⟨
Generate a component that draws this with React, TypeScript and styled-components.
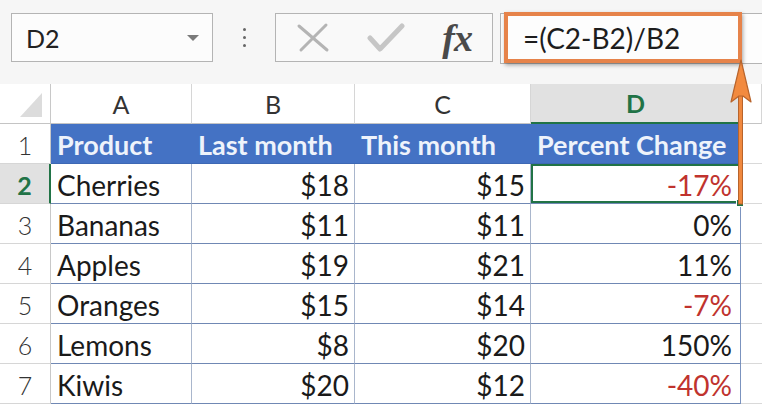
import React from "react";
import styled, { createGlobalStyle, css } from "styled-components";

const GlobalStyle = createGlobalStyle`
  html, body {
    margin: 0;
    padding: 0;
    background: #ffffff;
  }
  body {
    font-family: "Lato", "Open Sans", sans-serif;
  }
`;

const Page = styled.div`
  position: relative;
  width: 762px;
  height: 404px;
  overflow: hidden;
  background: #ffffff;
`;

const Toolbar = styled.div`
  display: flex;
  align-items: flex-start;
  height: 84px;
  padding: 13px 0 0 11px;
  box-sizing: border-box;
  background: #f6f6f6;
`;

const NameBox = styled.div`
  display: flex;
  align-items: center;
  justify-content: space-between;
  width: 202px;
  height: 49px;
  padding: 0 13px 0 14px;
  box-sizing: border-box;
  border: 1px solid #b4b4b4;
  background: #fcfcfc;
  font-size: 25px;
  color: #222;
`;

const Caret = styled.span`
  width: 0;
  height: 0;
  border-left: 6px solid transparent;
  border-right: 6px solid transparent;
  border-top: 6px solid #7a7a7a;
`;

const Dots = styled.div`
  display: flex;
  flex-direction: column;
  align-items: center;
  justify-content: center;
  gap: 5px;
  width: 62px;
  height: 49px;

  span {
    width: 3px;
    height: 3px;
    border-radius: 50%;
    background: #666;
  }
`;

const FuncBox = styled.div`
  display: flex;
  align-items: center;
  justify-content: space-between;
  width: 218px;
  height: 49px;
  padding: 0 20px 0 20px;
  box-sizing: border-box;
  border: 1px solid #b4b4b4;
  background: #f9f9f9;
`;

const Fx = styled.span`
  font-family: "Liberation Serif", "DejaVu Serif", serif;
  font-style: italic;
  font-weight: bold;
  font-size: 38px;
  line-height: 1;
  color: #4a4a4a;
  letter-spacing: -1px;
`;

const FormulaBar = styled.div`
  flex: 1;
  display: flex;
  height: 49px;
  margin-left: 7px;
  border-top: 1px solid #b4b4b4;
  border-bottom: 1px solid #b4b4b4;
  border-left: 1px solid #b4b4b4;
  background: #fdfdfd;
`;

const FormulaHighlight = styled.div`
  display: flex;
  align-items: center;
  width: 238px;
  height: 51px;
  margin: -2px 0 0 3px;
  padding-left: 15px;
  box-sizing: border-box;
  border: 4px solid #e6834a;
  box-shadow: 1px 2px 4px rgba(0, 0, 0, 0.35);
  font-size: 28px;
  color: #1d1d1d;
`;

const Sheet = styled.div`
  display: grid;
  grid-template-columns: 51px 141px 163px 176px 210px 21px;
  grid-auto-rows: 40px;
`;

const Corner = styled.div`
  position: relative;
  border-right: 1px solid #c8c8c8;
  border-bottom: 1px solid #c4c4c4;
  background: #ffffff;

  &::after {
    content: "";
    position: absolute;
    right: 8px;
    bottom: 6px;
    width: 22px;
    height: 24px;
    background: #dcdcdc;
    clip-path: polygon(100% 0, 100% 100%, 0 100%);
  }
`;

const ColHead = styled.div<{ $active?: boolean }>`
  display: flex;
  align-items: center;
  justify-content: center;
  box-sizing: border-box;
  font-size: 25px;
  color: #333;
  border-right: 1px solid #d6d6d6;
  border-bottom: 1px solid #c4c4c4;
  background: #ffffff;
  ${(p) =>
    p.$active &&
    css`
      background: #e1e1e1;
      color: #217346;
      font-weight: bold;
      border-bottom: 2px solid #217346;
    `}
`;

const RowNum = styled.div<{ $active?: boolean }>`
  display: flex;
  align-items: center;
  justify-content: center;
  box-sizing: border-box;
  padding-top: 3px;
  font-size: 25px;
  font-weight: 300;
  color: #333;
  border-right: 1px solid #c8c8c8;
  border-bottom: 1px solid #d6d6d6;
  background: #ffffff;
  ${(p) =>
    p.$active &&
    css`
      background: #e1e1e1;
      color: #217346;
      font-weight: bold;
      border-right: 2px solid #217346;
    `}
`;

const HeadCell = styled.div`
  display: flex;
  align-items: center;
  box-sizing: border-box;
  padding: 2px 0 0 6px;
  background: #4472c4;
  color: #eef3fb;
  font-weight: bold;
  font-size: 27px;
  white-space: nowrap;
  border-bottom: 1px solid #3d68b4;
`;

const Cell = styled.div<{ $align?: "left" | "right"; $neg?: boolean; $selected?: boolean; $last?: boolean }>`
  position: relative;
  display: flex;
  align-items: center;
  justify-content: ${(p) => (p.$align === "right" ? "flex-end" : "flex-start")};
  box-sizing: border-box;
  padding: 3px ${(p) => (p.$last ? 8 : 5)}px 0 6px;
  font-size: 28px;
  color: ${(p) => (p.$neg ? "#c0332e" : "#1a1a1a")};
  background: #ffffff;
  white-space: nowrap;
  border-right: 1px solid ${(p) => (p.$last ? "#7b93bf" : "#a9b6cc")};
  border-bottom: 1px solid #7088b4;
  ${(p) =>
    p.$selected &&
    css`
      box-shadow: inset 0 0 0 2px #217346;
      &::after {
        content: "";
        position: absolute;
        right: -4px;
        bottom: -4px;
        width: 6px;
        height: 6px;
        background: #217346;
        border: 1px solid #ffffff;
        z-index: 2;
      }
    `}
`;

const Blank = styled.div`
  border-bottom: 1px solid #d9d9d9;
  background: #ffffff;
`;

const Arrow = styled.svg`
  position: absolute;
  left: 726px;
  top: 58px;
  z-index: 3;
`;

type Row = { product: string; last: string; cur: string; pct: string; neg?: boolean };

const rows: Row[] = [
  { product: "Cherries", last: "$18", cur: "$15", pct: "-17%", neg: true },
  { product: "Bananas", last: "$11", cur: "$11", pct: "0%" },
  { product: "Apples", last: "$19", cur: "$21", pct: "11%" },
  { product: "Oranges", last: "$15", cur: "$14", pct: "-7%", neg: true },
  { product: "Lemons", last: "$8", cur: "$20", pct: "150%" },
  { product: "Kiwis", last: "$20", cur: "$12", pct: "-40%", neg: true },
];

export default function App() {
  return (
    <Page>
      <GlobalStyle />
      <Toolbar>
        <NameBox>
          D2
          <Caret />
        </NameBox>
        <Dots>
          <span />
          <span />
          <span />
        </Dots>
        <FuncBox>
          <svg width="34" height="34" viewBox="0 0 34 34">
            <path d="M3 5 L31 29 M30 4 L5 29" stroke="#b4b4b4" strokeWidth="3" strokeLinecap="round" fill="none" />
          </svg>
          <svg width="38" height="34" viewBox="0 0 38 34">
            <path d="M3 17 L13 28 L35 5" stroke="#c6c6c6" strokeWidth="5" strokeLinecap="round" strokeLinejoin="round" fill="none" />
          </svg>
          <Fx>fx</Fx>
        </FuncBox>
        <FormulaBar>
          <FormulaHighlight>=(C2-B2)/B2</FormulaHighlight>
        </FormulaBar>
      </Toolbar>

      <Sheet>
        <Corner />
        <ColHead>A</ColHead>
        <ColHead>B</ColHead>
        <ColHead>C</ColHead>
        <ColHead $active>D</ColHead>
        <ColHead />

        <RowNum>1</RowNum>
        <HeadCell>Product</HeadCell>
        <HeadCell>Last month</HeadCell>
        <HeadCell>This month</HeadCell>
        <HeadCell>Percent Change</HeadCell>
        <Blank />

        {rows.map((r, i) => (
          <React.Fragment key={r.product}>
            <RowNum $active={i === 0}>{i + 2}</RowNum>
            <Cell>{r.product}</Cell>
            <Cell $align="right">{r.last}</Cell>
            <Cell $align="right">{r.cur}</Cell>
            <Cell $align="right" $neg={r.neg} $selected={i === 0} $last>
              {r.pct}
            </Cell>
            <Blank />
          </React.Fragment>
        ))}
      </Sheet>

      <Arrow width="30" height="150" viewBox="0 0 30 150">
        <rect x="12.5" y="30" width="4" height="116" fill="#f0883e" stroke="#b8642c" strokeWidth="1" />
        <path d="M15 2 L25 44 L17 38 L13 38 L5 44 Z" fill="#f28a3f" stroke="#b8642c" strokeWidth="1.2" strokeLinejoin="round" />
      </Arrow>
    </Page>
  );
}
⟩
*Aim of the task*.
Using the data above, say how many lines include "components". No other reply is needed.

*Result of this task*.
2